Budaya dan gaya hidup Korea
(Korean wave atau Hallyu) rupanya juga menguasai pasar makanan di
Indonesia. Siapa yang tidak mengenal, ramen, kimchi, topokki, dan lain
sebagainya? Saya rasa meskipun tidak melalui drama atau musiknya, gaya hidup Korea mampu merasuk melalui makanan-makanannya. Iya, apalagi sudah tersedia
versi instan di toko, swalayan, atau online shop tentunya.
Lantas kalau kita menjadi
penggemar K-Drama atau K-Pop beserta teman-temannya memangnya
kenapa? Iya tidak apa-apa. Itu hanya perihal pilihan gaya hidup dan juga
hiburan.
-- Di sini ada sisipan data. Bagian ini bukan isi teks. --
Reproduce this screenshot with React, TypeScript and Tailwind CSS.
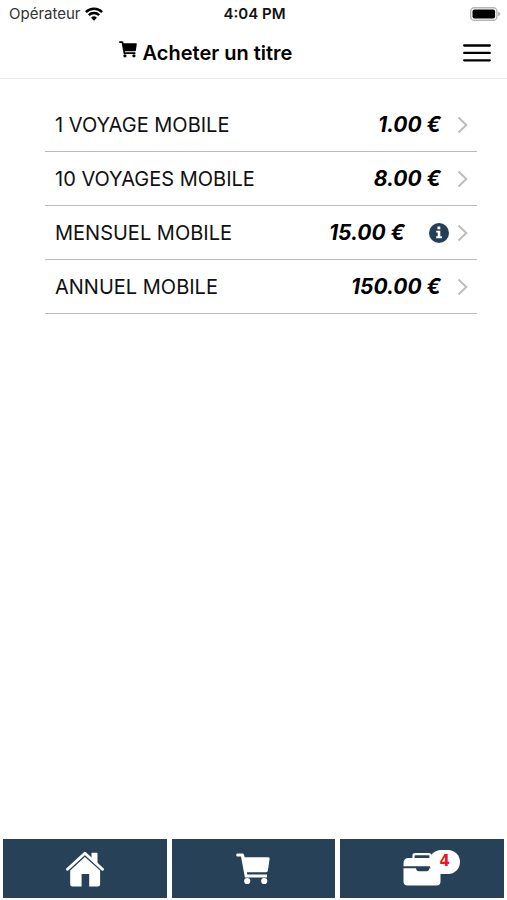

Banyak di antara K-Popers mengaku ketika menonton atau
mendengarkan hiburan Korea bisa memberikan dampak healing atau
pengobatan bagi mereka. It’s Ok, itu adalah pilihan.
Baik gemar dengan budaya
populer barat yang disebar memalui film dan musik, atau Korea, keduanya ya
sama-sama karena kegemaran dan perihal selera. Jika itu sebagai media hiburan
dan mengambil nilai positif dari segi apapun, selayaknya tidak perlu saling
menghakimi mana yang lebih benar atau lebih baik. Apabila Korean Wave menjadi
suatu permasalahan yang harus dipecahkan solusinya, maka generasi itu juga berhak
membuat konten, hiburan, atau produk yang sama bahkan melebihi apa yang
digemari dan digandrungi sekarang ini. Masalahnya, bisa tidak? Eh. Bisa pasti
bisa.
Para penikmatnya tentu
punya alasan tersendiri mengapa lebih memilih ini atau itu sebagai bagian dari
dirinya. Di luar bagaimana sisi negatif yang ada di dalamnya, kenapa kita tidak
melihat sisi positifnya dulu? Tapi, ya kalau kasusnya itu usia anak seperti
adik-adik yang saya maksudkan di awal, tentu masih sangat memerlukan peran dan
pengawasan orang tua. Sudah jelas.
Pada akhirnya, kita
memang harus mengakui, budaya populer Korea yang terhimpun dalam Korean Wave
memang sedang menjadi kegemaran dan pilihan masyarakat Indonesia dari berbagai jenjang usia. Jadi, kalau suka ya suka aja, kalau tidak suka oh ya tidak
apa-apa. Namanya juga pilihan dan kegemaran. Ya kan?